What you need to do: Reproduce every line of the listing as written, apart from the pictures.

------------------------------

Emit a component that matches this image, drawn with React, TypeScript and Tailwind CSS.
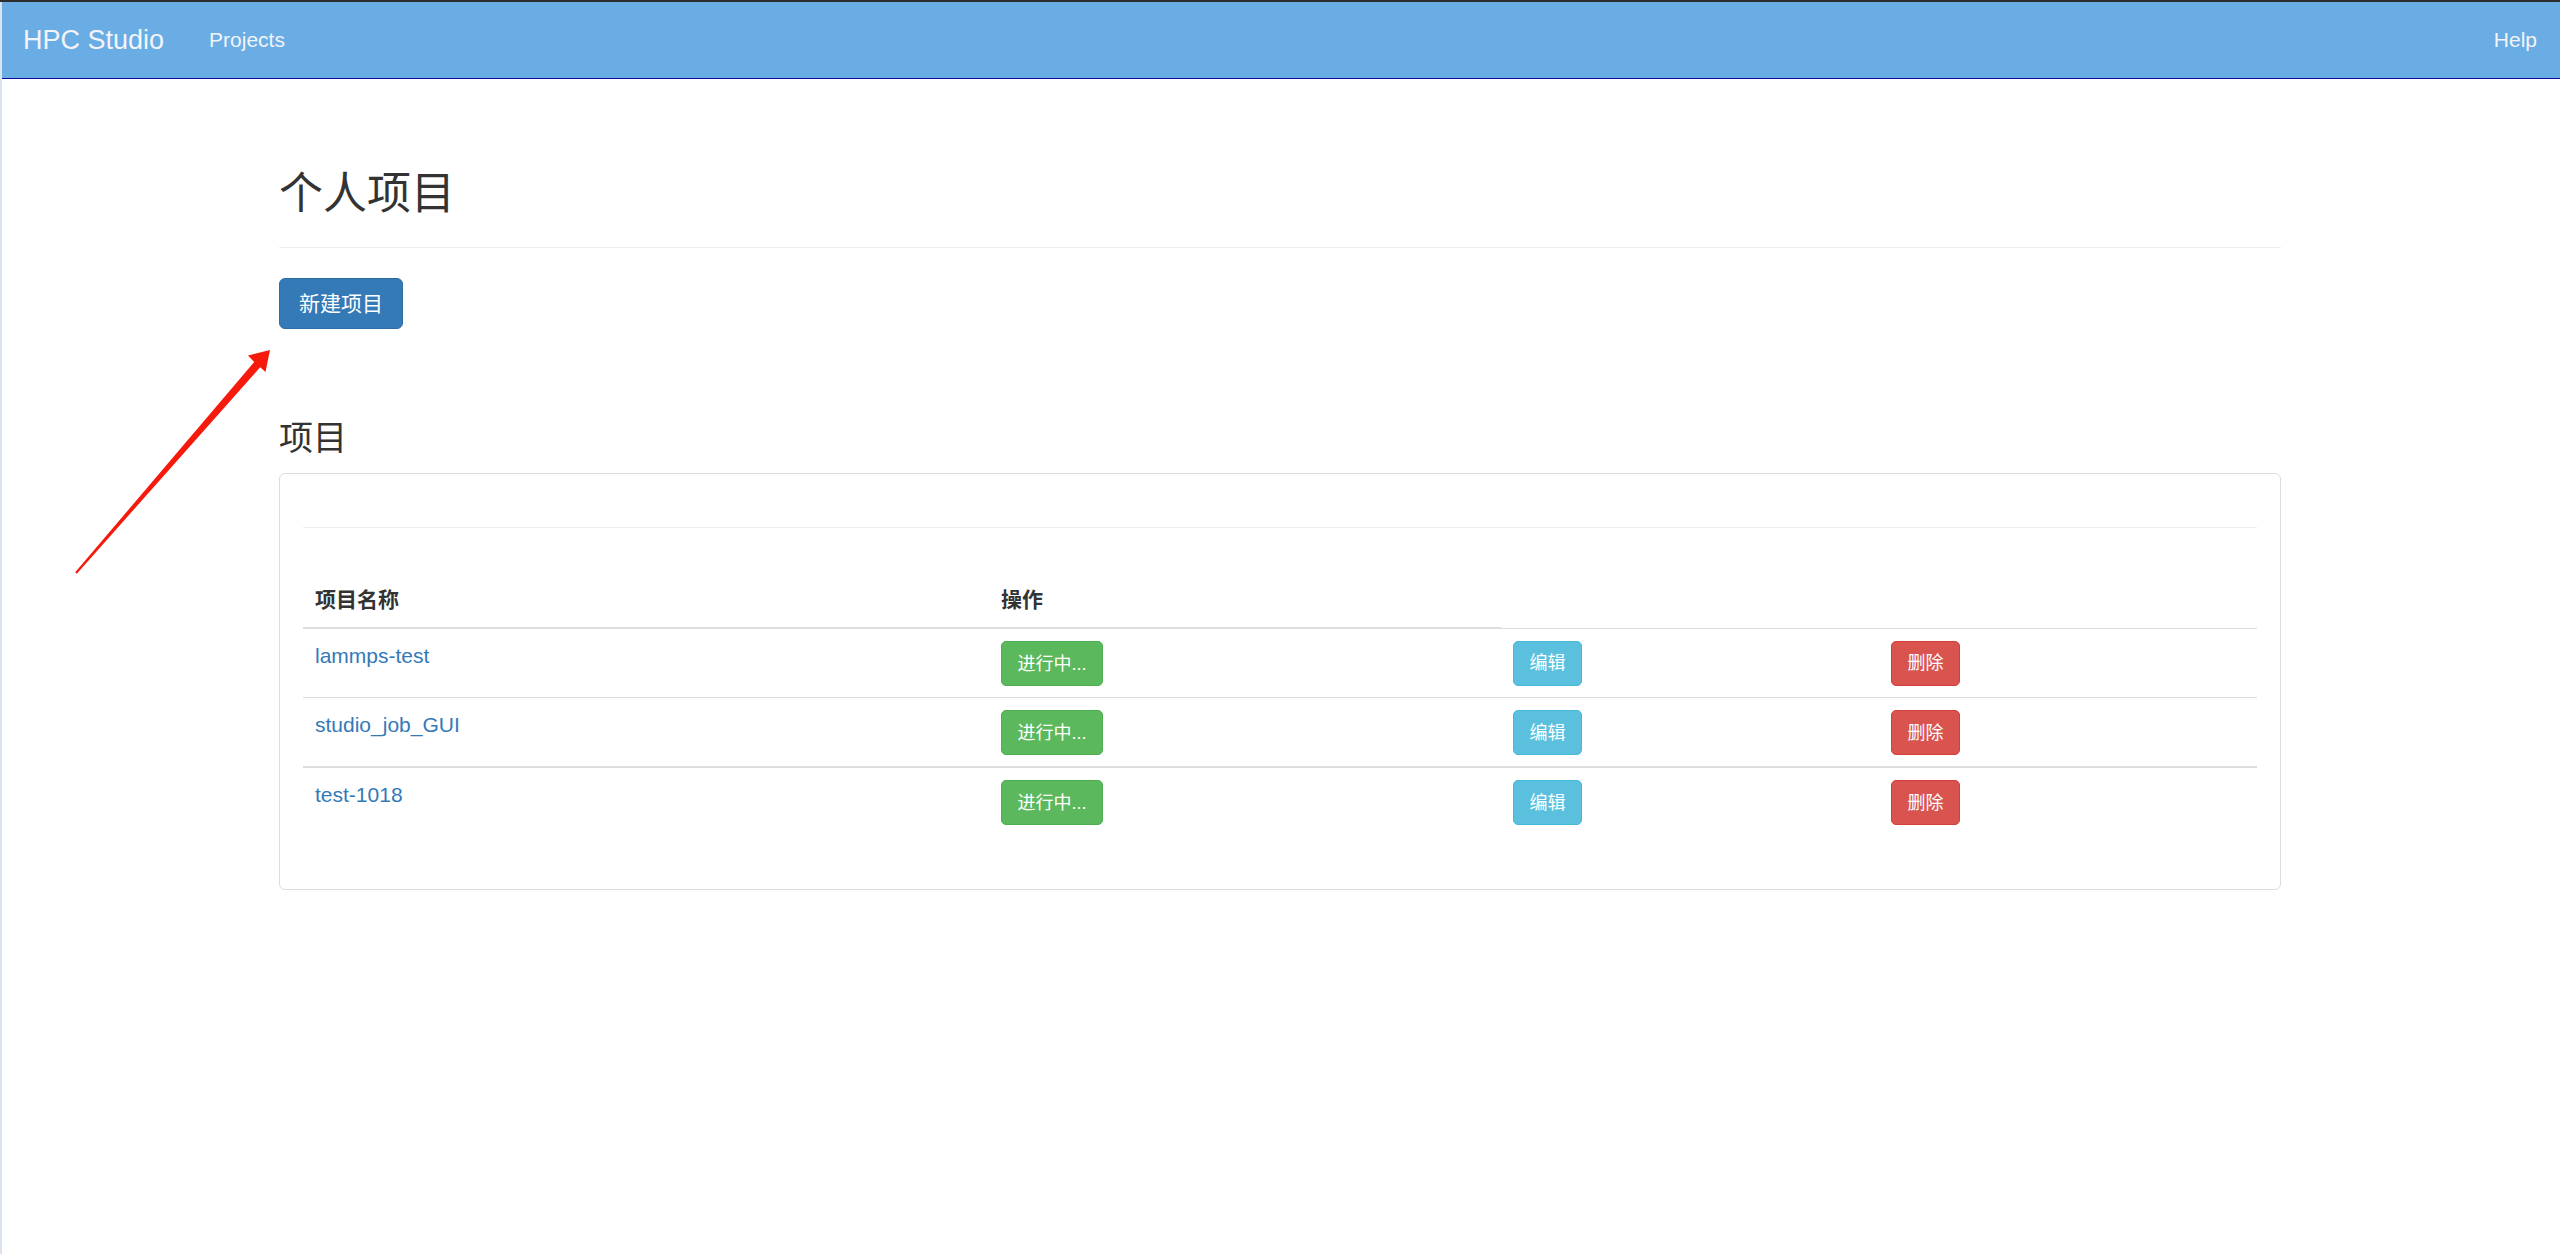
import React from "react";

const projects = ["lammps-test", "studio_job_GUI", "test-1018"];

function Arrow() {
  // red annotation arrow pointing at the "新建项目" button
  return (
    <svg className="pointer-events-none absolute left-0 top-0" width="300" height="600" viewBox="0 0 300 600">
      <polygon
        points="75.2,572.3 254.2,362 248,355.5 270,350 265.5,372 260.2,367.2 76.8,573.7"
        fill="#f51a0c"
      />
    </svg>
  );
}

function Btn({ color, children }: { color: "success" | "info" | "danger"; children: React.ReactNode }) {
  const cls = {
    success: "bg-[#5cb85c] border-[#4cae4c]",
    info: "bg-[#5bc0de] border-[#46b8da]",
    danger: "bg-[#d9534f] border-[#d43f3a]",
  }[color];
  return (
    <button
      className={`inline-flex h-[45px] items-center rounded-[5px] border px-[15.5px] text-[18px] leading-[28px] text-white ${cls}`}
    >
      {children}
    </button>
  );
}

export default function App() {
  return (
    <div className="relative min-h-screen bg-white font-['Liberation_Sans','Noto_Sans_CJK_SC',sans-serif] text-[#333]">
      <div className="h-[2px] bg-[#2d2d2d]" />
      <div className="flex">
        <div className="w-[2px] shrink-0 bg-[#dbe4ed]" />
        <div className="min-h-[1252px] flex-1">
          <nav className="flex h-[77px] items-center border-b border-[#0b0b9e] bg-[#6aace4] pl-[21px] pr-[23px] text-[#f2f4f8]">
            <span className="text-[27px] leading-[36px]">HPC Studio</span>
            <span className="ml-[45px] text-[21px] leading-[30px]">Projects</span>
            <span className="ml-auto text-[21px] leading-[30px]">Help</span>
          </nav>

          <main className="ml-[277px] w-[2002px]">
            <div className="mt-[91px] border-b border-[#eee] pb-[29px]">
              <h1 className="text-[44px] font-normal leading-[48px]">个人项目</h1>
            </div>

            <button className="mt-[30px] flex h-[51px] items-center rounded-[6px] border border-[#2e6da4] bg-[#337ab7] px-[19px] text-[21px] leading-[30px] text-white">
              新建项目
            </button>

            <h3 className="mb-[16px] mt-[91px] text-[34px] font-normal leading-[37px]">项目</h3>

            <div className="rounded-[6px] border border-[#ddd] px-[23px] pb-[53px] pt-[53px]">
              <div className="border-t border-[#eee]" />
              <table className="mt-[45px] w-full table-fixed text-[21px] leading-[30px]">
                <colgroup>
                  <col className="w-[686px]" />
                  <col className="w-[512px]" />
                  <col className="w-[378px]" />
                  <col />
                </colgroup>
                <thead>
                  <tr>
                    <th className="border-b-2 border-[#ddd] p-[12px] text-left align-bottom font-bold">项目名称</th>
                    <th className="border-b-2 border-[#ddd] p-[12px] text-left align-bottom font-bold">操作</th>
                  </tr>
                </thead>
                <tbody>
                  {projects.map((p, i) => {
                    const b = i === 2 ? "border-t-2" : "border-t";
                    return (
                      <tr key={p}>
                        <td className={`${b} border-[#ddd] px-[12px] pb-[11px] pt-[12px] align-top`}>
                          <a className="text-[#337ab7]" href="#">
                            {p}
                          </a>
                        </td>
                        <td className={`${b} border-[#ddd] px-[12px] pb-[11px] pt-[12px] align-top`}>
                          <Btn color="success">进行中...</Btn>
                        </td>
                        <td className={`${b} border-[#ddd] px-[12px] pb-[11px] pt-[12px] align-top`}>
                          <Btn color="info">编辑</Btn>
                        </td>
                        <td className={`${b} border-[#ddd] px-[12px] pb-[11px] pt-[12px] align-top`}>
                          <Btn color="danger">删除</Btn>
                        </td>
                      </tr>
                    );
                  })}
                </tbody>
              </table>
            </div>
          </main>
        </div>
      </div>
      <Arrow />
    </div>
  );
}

------------------------------

Result for this exercise:
Emit a component that matches this image, drawn with React, TypeScript and Tailwind CSS.
import React from "react";

const projects = ["lammps-test", "studio_job_GUI", "test-1018"];

function Arrow() {
  // red annotation arrow pointing at the "新建项目" button
  return (
    <svg className="pointer-events-none absolute left-0 top-0" width="300" height="600" viewBox="0 0 300 600">
      <polygon
        points="75.2,572.3 254.2,362 248,355.5 270,350 265.5,372 260.2,367.2 76.8,573.7"
        fill="#f51a0c"
      />
    </svg>
  );
}

function Btn({ color, children }: { color: "success" | "info" | "danger"; children: React.ReactNode }) {
  const cls = {
    success: "bg-[#5cb85c] border-[#4cae4c]",
    info: "bg-[#5bc0de] border-[#46b8da]",
    danger: "bg-[#d9534f] border-[#d43f3a]",
  }[color];
  return (
    <button
      className={`inline-flex h-[45px] items-center rounded-[5px] border px-[15.5px] text-[18px] leading-[28px] text-white ${cls}`}
    >
      {children}
    </button>
  );
}

export default function App() {
  return (
    <div className="relative min-h-screen bg-white font-['Liberation_Sans','Noto_Sans_CJK_SC',sans-serif] text-[#333]">
      <div className="h-[2px] bg-[#2d2d2d]" />
      <div className="flex">
        <div className="w-[2px] shrink-0 bg-[#dbe4ed]" />
        <div className="min-h-[1252px] flex-1">
          <nav className="flex h-[77px] items-center border-b border-[#0b0b9e] bg-[#6aace4] pl-[21px] pr-[23px] text-[#f2f4f8]">
            <span className="text-[27px] leading-[36px]">HPC Studio</span>
            <span className="ml-[45px] text-[21px] leading-[30px]">Projects</span>
            <span className="ml-auto text-[21px] leading-[30px]">Help</span>
          </nav>

          <main className="ml-[277px] w-[2002px]">
            <div className="mt-[91px] border-b border-[#eee] pb-[29px]">
              <h1 className="text-[44px] font-normal leading-[48px]">个人项目</h1>
            </div>

            <button className="mt-[30px] flex h-[51px] items-center rounded-[6px] border border-[#2e6da4] bg-[#337ab7] px-[19px] text-[21px] leading-[30px] text-white">
              新建项目
            </button>

            <h3 className="mb-[16px] mt-[91px] text-[34px] font-normal leading-[37px]">项目</h3>

            <div className="rounded-[6px] border border-[#ddd] px-[23px] pb-[53px] pt-[53px]">
              <div className="border-t border-[#eee]" />
              <table className="mt-[45px] w-full table-fixed text-[21px] leading-[30px]">
                <colgroup>
                  <col className="w-[686px]" />
                  <col className="w-[512px]" />
                  <col className="w-[378px]" />
                  <col />
                </colgroup>
                <thead>
                  <tr>
                    <th className="border-b-2 border-[#ddd] p-[12px] text-left align-bottom font-bold">项目名称</th>
                    <th className="border-b-2 border-[#ddd] p-[12px] text-left align-bottom font-bold">操作</th>
                  </tr>
                </thead>
                <tbody>
                  {projects.map((p, i) => {
                    const b = i === 2 ? "border-t-2" : "border-t";
                    return (
                      <tr key={p}>
                        <td className={`${b} border-[#ddd] px-[12px] pb-[11px] pt-[12px] align-top`}>
                          <a className="text-[#337ab7]" href="#">
                            {p}
                          </a>
                        </td>
                        <td className={`${b} border-[#ddd] px-[12px] pb-[11px] pt-[12px] align-top`}>
                          <Btn color="success">进行中...</Btn>
                        </td>
                        <td className={`${b} border-[#ddd] px-[12px] pb-[11px] pt-[12px] align-top`}>
                          <Btn color="info">编辑</Btn>
                        </td>
                        <td className={`${b} border-[#ddd] px-[12px] pb-[11px] pt-[12px] align-top`}>
                          <Btn color="danger">删除</Btn>
                        </td>
                      </tr>
                    );
                  })}
                </tbody>
              </table>
            </div>
          </main>
        </div>
      </div>
      <Arrow />
    </div>
  );
}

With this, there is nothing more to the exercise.